-- START OF Given records --

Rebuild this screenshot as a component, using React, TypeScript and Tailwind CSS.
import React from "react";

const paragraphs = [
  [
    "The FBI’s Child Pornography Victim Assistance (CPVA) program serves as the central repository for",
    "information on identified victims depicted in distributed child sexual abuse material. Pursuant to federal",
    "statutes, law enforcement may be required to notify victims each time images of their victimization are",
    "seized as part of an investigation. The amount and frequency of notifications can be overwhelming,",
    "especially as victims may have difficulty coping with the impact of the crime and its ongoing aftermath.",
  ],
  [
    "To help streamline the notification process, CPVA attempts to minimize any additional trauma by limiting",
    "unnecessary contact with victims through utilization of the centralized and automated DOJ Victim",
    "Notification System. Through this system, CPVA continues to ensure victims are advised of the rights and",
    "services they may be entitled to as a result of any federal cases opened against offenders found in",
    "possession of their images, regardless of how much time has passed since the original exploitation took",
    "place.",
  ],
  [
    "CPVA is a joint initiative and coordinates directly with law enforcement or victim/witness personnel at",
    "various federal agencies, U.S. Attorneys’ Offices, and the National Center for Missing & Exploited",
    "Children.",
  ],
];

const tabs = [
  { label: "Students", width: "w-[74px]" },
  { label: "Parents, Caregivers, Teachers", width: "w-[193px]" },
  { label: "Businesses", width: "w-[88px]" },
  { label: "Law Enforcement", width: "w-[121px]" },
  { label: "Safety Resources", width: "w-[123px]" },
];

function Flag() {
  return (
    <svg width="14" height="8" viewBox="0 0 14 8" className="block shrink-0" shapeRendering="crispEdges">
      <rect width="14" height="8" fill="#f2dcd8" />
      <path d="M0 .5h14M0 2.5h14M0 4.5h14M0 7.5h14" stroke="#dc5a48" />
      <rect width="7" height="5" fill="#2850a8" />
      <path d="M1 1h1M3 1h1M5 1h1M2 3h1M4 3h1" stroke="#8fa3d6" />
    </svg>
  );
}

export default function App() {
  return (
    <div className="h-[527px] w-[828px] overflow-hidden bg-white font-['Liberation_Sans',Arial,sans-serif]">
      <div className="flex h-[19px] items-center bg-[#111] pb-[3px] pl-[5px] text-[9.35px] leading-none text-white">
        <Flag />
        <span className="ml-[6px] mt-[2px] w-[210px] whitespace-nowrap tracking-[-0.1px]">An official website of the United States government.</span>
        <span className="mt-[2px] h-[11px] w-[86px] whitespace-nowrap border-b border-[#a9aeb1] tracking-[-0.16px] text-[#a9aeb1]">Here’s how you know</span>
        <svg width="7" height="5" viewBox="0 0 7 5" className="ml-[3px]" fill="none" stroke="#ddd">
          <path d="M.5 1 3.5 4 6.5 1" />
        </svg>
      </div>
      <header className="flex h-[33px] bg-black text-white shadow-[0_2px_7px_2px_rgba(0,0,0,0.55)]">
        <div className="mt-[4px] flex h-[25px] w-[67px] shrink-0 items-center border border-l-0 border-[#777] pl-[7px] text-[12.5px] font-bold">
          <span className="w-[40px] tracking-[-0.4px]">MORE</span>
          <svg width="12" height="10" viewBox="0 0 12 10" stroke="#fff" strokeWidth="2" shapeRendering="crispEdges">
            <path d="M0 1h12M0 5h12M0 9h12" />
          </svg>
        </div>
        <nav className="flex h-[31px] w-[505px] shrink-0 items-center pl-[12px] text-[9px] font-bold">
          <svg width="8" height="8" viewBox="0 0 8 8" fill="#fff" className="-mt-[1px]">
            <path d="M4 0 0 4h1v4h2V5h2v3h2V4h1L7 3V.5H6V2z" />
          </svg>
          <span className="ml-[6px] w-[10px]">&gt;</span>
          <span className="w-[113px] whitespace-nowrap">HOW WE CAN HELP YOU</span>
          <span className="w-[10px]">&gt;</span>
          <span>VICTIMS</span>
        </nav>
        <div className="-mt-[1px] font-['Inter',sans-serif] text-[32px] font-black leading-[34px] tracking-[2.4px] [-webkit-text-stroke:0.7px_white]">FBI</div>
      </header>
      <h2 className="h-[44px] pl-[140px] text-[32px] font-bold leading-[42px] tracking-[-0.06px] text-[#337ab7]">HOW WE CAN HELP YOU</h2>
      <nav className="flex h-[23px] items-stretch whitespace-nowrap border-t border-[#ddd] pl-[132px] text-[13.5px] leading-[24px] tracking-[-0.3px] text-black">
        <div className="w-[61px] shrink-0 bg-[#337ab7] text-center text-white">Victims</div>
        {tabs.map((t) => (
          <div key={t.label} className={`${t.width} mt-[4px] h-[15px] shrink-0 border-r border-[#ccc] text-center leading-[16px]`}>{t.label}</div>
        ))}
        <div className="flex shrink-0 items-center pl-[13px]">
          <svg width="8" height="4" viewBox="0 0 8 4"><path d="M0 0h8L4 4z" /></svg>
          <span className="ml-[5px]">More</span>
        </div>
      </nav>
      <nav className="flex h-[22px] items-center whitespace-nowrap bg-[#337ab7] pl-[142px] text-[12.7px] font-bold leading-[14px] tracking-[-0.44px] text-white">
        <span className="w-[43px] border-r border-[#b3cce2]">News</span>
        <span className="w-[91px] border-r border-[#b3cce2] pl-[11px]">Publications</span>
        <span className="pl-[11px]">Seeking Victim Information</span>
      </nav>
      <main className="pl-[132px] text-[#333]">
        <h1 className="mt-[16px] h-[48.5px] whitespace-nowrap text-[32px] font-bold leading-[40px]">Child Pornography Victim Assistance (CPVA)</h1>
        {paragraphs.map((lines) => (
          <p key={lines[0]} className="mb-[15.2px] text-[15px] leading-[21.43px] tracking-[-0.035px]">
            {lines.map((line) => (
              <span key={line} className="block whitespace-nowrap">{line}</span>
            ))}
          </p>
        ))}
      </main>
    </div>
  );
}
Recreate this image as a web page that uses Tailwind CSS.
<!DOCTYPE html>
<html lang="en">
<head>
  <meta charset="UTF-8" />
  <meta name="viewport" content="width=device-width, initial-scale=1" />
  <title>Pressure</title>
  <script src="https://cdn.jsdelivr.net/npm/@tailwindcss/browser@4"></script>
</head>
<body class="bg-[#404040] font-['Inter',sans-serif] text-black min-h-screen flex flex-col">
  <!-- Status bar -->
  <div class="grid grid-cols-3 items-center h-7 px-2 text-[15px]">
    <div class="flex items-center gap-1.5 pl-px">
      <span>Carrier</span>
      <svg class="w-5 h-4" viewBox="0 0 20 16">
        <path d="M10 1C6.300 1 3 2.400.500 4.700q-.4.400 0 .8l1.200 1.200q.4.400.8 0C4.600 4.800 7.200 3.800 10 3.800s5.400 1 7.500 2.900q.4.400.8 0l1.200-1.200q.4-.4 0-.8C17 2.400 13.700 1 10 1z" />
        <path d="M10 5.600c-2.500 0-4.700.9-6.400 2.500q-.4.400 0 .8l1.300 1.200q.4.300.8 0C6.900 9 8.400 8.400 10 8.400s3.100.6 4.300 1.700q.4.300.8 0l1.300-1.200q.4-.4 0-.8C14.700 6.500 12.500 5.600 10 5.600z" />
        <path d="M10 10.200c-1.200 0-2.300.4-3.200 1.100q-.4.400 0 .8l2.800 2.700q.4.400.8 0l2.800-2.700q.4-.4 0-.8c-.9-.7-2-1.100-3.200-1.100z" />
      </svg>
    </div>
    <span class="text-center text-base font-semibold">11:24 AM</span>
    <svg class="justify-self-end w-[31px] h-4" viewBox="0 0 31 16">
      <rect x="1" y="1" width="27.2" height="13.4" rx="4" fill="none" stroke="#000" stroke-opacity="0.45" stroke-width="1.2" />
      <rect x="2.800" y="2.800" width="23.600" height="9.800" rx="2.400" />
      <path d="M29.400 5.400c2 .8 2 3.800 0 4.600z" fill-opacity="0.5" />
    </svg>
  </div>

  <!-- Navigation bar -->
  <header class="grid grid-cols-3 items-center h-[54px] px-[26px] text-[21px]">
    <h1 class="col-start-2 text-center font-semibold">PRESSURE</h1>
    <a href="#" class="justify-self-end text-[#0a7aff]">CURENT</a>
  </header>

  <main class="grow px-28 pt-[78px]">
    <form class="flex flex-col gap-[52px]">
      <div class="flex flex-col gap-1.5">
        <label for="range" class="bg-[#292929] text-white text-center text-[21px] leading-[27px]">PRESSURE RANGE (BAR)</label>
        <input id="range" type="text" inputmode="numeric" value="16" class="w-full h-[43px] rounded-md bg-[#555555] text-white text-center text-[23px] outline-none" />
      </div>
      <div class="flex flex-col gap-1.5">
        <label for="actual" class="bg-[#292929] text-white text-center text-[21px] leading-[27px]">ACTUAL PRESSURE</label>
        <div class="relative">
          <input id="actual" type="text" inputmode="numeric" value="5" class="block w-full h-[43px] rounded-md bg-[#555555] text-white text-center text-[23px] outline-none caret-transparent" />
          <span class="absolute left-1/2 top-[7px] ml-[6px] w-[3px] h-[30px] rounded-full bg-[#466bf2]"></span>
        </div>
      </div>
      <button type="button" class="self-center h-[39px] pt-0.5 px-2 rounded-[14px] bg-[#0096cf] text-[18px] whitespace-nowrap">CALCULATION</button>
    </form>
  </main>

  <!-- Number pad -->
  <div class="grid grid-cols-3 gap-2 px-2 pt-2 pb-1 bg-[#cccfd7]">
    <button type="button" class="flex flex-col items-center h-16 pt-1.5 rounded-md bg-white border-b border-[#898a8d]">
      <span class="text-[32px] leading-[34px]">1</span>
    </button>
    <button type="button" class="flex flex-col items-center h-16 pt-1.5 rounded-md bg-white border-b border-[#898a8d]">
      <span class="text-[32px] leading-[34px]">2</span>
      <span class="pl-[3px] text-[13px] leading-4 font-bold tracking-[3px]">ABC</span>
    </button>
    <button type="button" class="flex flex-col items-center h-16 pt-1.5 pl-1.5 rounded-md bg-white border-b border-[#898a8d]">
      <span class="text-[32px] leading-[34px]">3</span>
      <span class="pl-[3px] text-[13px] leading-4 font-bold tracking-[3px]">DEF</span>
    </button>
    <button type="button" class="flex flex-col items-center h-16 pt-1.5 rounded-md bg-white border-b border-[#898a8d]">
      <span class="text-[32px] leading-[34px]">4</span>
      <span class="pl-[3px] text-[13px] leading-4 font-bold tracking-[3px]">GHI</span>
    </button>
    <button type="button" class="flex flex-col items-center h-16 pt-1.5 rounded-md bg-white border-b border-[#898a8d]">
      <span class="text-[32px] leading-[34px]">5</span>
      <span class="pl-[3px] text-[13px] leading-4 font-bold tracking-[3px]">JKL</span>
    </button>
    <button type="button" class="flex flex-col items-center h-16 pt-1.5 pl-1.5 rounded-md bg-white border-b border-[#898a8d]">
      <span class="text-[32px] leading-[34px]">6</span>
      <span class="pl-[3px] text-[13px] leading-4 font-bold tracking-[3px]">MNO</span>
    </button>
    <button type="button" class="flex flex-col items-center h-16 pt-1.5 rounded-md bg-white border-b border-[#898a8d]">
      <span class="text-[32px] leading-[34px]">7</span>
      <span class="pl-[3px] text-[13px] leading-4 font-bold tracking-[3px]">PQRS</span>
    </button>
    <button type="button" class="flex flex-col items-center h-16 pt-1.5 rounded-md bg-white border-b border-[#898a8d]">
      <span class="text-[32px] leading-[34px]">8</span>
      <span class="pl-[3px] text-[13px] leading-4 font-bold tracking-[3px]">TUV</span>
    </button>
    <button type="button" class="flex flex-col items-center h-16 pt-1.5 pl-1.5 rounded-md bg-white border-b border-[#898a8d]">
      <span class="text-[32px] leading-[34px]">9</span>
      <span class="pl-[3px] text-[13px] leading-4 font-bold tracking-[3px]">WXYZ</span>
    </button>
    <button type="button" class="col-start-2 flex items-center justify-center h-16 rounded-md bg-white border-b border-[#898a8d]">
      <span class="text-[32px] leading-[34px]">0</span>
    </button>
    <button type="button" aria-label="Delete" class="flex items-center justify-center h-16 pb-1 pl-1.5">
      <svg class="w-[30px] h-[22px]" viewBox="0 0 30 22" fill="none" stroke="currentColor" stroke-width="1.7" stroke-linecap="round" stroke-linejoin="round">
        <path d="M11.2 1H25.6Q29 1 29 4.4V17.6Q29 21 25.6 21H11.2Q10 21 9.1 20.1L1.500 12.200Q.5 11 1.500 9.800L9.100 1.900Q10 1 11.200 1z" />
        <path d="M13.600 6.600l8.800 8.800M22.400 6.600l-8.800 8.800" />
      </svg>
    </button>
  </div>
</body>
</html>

-- END OF Given records --
-- START OF Given records --

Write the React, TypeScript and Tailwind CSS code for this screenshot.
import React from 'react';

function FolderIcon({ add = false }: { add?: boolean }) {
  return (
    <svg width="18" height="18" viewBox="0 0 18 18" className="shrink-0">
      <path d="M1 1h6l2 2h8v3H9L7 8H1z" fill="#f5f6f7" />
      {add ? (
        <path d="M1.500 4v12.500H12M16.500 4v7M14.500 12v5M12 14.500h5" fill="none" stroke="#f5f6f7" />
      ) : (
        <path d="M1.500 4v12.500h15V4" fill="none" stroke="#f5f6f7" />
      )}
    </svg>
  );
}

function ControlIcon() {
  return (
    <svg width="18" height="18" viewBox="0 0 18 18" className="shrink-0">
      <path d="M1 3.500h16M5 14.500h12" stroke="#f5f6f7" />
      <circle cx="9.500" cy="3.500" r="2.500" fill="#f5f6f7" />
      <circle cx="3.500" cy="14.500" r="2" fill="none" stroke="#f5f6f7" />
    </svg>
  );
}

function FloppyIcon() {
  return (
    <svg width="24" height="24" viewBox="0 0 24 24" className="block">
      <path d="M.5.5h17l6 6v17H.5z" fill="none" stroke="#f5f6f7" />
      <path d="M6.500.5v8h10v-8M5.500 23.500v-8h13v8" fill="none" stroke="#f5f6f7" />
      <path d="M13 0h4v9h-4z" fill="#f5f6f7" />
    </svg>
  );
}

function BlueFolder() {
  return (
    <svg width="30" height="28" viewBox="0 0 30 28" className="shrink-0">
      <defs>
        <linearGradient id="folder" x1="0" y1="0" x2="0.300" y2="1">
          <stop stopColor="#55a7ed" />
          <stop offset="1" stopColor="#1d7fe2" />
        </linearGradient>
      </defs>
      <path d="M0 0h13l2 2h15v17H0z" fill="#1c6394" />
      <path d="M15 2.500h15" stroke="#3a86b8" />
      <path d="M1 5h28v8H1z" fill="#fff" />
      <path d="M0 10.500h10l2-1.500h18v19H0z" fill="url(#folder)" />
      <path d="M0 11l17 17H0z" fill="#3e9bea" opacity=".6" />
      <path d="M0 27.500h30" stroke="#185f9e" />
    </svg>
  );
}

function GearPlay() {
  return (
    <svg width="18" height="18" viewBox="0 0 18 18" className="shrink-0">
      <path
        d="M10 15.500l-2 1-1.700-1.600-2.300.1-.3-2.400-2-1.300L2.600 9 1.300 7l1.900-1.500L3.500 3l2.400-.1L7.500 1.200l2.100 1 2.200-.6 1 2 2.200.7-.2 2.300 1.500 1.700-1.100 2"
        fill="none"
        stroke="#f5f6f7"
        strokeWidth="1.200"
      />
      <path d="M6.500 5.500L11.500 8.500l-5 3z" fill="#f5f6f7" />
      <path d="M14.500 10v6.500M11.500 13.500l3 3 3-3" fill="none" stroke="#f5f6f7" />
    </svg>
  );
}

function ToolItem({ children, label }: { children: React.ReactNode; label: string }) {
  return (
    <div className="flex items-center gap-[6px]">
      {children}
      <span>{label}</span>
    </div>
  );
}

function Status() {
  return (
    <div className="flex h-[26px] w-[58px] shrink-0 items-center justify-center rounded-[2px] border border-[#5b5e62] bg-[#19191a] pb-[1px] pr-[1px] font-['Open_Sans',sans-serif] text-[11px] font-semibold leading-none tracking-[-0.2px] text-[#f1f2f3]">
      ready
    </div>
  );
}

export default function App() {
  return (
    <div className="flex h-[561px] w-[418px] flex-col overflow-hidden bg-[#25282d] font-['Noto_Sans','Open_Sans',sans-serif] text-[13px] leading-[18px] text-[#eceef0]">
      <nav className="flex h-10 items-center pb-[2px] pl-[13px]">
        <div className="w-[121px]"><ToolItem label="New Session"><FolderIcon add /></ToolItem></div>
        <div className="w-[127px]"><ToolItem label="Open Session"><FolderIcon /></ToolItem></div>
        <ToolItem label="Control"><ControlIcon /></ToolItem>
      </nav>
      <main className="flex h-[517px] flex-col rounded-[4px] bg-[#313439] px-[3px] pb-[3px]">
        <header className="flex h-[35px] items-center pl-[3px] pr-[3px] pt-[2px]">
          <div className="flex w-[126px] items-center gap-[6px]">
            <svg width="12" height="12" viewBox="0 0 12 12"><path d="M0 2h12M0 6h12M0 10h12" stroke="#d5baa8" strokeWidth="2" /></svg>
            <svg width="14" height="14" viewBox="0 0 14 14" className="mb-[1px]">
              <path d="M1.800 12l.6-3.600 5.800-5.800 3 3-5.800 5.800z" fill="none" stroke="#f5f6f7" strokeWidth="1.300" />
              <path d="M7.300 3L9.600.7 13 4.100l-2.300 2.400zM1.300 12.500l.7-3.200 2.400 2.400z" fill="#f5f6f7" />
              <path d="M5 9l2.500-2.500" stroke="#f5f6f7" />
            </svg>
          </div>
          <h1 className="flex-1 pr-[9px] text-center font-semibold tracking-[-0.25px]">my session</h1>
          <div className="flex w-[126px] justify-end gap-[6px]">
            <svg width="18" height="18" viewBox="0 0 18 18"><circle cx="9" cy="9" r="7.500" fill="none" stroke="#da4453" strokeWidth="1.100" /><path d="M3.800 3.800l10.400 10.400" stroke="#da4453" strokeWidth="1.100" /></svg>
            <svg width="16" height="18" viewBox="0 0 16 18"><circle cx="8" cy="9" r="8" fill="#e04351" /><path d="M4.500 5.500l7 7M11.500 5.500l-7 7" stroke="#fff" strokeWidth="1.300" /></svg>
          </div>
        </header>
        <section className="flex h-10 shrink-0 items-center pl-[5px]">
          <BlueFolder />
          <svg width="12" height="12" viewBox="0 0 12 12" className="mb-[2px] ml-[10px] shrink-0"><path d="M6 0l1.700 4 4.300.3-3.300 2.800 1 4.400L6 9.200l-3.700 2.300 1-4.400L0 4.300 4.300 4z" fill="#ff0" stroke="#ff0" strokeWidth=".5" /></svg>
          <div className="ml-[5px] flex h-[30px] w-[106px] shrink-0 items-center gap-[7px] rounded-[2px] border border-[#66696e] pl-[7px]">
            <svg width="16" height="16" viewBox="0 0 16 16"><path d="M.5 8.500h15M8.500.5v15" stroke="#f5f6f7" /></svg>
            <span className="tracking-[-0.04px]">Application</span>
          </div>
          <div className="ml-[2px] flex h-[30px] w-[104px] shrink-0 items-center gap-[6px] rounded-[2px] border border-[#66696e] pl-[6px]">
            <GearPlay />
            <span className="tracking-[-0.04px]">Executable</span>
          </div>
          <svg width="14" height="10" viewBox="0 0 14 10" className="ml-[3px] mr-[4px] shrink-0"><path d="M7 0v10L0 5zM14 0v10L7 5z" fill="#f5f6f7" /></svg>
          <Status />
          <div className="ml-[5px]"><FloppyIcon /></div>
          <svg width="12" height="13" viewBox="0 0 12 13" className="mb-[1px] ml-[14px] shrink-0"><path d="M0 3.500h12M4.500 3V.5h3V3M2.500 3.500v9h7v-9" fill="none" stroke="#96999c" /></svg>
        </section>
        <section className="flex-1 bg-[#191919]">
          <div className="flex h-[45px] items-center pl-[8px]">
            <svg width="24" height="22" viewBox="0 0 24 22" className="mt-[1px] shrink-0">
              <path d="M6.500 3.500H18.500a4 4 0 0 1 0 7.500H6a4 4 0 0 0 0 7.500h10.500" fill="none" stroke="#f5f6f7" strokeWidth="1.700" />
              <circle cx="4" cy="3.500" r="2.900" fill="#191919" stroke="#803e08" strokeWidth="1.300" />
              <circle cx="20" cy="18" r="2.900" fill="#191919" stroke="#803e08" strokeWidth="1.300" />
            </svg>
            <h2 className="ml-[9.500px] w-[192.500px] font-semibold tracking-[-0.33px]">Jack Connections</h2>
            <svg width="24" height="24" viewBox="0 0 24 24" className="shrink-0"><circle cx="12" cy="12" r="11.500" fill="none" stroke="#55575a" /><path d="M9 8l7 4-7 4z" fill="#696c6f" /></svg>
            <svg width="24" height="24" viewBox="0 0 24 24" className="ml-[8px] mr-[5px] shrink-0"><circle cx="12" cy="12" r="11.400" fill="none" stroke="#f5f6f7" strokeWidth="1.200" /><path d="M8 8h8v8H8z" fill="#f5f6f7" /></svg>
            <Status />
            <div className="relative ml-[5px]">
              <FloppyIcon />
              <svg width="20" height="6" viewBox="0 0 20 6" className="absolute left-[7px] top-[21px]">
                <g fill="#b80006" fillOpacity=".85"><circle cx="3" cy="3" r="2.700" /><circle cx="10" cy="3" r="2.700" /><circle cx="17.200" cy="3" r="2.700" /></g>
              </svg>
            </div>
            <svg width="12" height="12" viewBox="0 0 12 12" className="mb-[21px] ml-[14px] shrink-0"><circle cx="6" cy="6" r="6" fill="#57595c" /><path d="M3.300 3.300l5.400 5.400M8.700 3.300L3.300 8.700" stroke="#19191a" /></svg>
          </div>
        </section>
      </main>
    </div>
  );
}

-- END OF Given records --

→ **What the task asks**
Copy out every line from the material above in which the word "this" appears.

→ **In response**
Rebuild this screenshot as a component, using React, TypeScript and Tailwind CSS.
    "Notification System. Through this system, CPVA continues to ensure victims are advised of the rights and",
Recreate this image as a web page that uses Tailwind CSS.
Write the React, TypeScript and Tailwind CSS code for this screenshot.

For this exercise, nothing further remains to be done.